> TASK OBJECTIVE
Copy each line in which the string "React" occurs.

<<<<

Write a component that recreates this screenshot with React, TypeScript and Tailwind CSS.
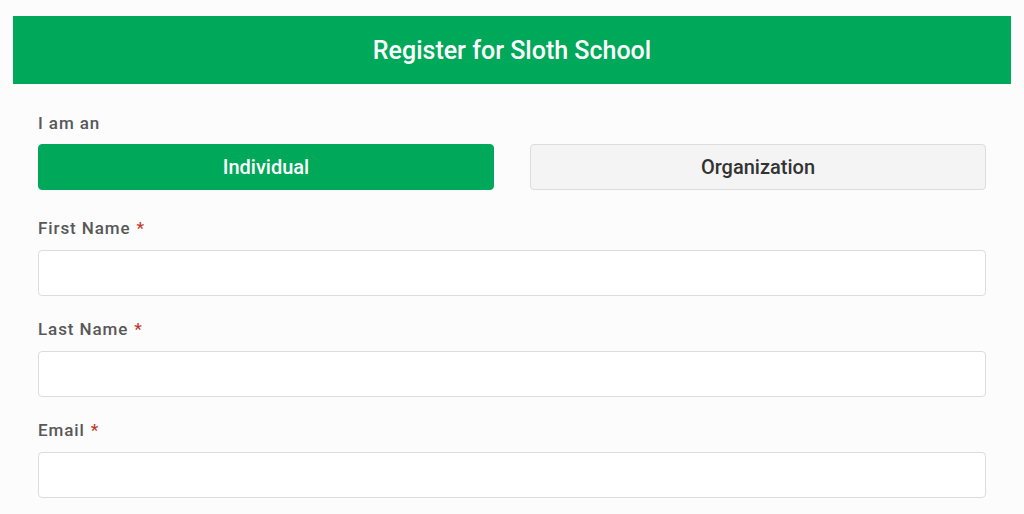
import React from 'react';

function Field({ label, first }: { label: string; first?: boolean }) {
  return (
    <div className={first ? 'mt-[27px]' : 'mt-[22px]'}>
      <div className="flex items-center h-[24px] mb-[9px] text-[17px] font-medium tracking-[0.9px] text-[#585858]">
        {label}
        <span className="ml-[6px] text-[#c0392b]">*</span>
      </div>
      <input
        type="text"
        className="block w-full h-[46px] rounded-[4px] border border-[#dcdcdc] bg-white px-3 outline-none"
      />
    </div>
  );
}

export default function App() {
  const [kind, setKind] = React.useState<'individual' | 'organization'>('individual');

  const active = 'flex-1 h-[46px] rounded-[4px] border border-[#00a859] bg-[#00a859] text-white text-[20px] font-medium';
  const idle = 'flex-1 h-[46px] rounded-[4px] border border-[#dcdcdc] bg-[#f4f4f4] text-[#333] text-[20px] font-medium';

  return (
    <div
      className="min-h-screen bg-[#fcfcfc] px-[13px] pt-[16px]"
      style={{ fontFamily: 'Roboto, "Liberation Sans", sans-serif' }}
    >
      {/* Header */}
      <div className="h-[68px] bg-[#00a859] flex items-center justify-center pt-[2px] text-white text-[25px] font-medium">
        Register for Sloth School
      </div>

      <div className="px-[25px] pt-[28px]">
        <div className="h-[24px] flex items-center mb-[8px] text-[17px] font-medium tracking-[0.9px] text-[#585858]">
          I am an
        </div>
        <div className="flex gap-[36px]">
          <button onClick={() => setKind('individual')} className={kind === 'individual' ? active : idle}>
            Individual
          </button>
          <button onClick={() => setKind('organization')} className={kind === 'organization' ? active : idle}>
            Organization
          </button>
        </div>

        <Field label="First Name" first />
        <Field label="Last Name" />
        <Field label="Email" />
      </div>
    </div>
  );
}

>>>>

> OUTPUT
Write a component that recreates this screenshot with React, TypeScript and Tailwind CSS.
import React from 'react';
  const [kind, setKind] = React.useState<'individual' | 'organization'>('individual');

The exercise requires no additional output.